A new exhibition center has just opened its doors in the city, the
capital of Liaoning province in northeastern China, and the skyline is
dotted with cranes working on high-end shopping malls and apartments.
But beyond Shenyang's building sites, the real Liaoning is different.
After years of investment in infrastructure, some of it encouraged by
the central government, Liaoning is China's only shrinking provincial
economy, its population is in decline and its debt is almost three times
annual revenues.
Liaoning highlights the risks of relying on repeated borrowing to invest
in infrastructure and fuel economic activity - a regular fall-back
policy China has used when GDP risks missing annual targets, including
in 2016.
It also points to the urgency for China to move away from a reliance on
state firms, which for decades provided China’s economic backbone. Most
other provinces have reduced their reliance on state-firms to a much
greater extent than Liaoning and its neighbors, Heilongjiang and Jilin.
But they still wield considerable influence nationwide.
Traditionally, state-raised investment funds have been channeled through
state-owned enterprises (SOEs) because they are big tax payers and
employers. This has provided a life support mechanism for many dying
state industries while crowding out the private sector on which China is
staking its future.
Some local authorities have provided all sorts of preferential support
to state firms, said Han Liang, a section-chief in the Liaoning
government pricing bureau, “over protecting them and making them lose
their motivation to innovate.”
Liaoning's provincial government, and its local development and reform
commission, declined repeated requests for comment.

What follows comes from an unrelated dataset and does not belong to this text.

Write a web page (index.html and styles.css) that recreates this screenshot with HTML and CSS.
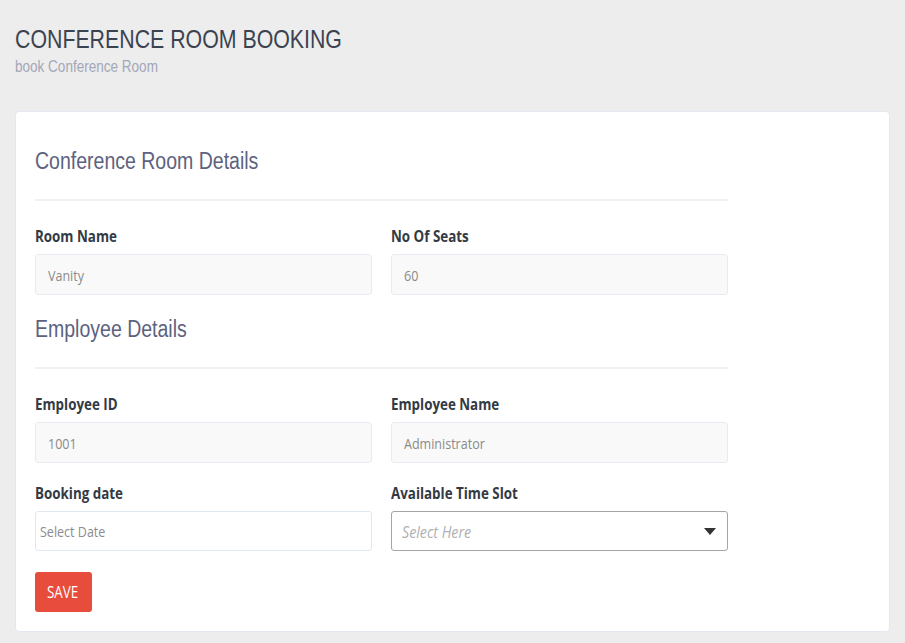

HOPES REST ON GOVERNMENT SPENDING
Nowhere are Liaoning's challenges more evident than in Benxi, a city 29
miles (46 km) from Shenyang and dominated by a single SOE: the
struggling Benxi Iron and Steel Group (Bengang).
Like Liaoning, Bengang is well past its economic heyday. Its chimneys,
smelters and stockyards stretch nearly a mile along the banks of the
Taizi river flowing through Benxi.
It provides around 60,000 jobs and most tax income for the city
government, but it is struggling to compete with coastal plants because
they have better access to markets and cheaper foreign feedstock. In
2015, it reported its first net loss since the global financial crisis
in 2009.
The firm is being squeezed by central government efforts to reduce steel
production nationwide and so has branched out into real estate
investment, in turn crowding out private players.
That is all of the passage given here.